## begin Given material

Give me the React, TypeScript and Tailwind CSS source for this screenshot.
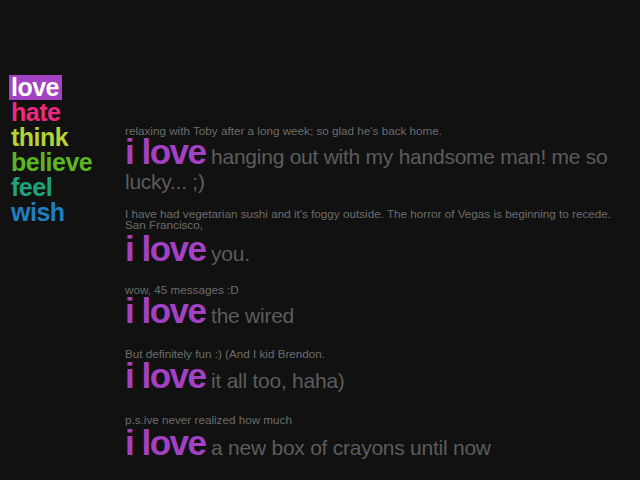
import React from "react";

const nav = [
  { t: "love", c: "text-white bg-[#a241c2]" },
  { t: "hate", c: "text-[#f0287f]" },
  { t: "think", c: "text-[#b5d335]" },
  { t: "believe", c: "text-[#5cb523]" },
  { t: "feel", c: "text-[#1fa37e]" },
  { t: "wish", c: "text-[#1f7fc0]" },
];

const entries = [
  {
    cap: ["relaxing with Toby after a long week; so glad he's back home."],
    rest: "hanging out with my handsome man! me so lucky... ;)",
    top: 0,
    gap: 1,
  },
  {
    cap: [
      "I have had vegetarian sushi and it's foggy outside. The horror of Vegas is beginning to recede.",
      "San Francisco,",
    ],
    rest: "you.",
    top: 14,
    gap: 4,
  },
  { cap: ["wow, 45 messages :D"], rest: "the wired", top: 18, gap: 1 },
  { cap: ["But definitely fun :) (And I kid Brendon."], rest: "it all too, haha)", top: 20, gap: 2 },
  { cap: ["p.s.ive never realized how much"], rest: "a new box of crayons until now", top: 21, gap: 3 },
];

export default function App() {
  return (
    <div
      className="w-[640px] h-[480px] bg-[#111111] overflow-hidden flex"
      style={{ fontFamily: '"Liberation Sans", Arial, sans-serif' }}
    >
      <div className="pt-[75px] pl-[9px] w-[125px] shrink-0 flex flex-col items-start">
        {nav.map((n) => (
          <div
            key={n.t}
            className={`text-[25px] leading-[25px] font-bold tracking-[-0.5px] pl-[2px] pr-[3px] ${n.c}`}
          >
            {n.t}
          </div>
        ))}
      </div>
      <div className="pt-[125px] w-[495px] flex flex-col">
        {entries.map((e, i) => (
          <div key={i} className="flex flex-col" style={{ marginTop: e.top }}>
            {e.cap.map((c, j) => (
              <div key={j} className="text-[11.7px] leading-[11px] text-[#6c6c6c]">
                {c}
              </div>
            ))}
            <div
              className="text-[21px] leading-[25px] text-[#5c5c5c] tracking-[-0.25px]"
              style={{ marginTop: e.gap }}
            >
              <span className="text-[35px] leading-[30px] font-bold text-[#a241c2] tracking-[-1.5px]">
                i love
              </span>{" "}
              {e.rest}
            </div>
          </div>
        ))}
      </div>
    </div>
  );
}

## end Given material

=== Task prompt ===
Leaving the pictures aside, transcribe the entire listing exactly.

=== Output for this exercise ===
Give me the React, TypeScript and Tailwind CSS source for this screenshot.
import React from "react";

const nav = [
  { t: "love", c: "text-white bg-[#a241c2]" },
  { t: "hate", c: "text-[#f0287f]" },
  { t: "think", c: "text-[#b5d335]" },
  { t: "believe", c: "text-[#5cb523]" },
  { t: "feel", c: "text-[#1fa37e]" },
  { t: "wish", c: "text-[#1f7fc0]" },
];

const entries = [
  {
    cap: ["relaxing with Toby after a long week; so glad he's back home."],
    rest: "hanging out with my handsome man! me so lucky... ;)",
    top: 0,
    gap: 1,
  },
  {
    cap: [
      "I have had vegetarian sushi and it's foggy outside. The horror of Vegas is beginning to recede.",
      "San Francisco,",
    ],
    rest: "you.",
    top: 14,
    gap: 4,
  },
  { cap: ["wow, 45 messages :D"], rest: "the wired", top: 18, gap: 1 },
  { cap: ["But definitely fun :) (And I kid Brendon."], rest: "it all too, haha)", top: 20, gap: 2 },
  { cap: ["p.s.ive never realized how much"], rest: "a new box of crayons until now", top: 21, gap: 3 },
];

export default function App() {
  return (
    <div
      className="w-[640px] h-[480px] bg-[#111111] overflow-hidden flex"
      style={{ fontFamily: '"Liberation Sans", Arial, sans-serif' }}
    >
      <div className="pt-[75px] pl-[9px] w-[125px] shrink-0 flex flex-col items-start">
        {nav.map((n) => (
          <div
            key={n.t}
            className={`text-[25px] leading-[25px] font-bold tracking-[-0.5px] pl-[2px] pr-[3px] ${n.c}`}
          >
            {n.t}
          </div>
        ))}
      </div>
      <div className="pt-[125px] w-[495px] flex flex-col">
        {entries.map((e, i) => (
          <div key={i} className="flex flex-col" style={{ marginTop: e.top }}>
            {e.cap.map((c, j) => (
              <div key={j} className="text-[11.7px] leading-[11px] text-[#6c6c6c]">
                {c}
              </div>
            ))}
            <div
              className="text-[21px] leading-[25px] text-[#5c5c5c] tracking-[-0.25px]"
              style={{ marginTop: e.gap }}
            >
              <span className="text-[35px] leading-[30px] font-bold text-[#a241c2] tracking-[-1.5px]">
                i love
              </span>{" "}
              {e.rest}
            </div>
          </div>
        ))}
      </div>
    </div>
  );
}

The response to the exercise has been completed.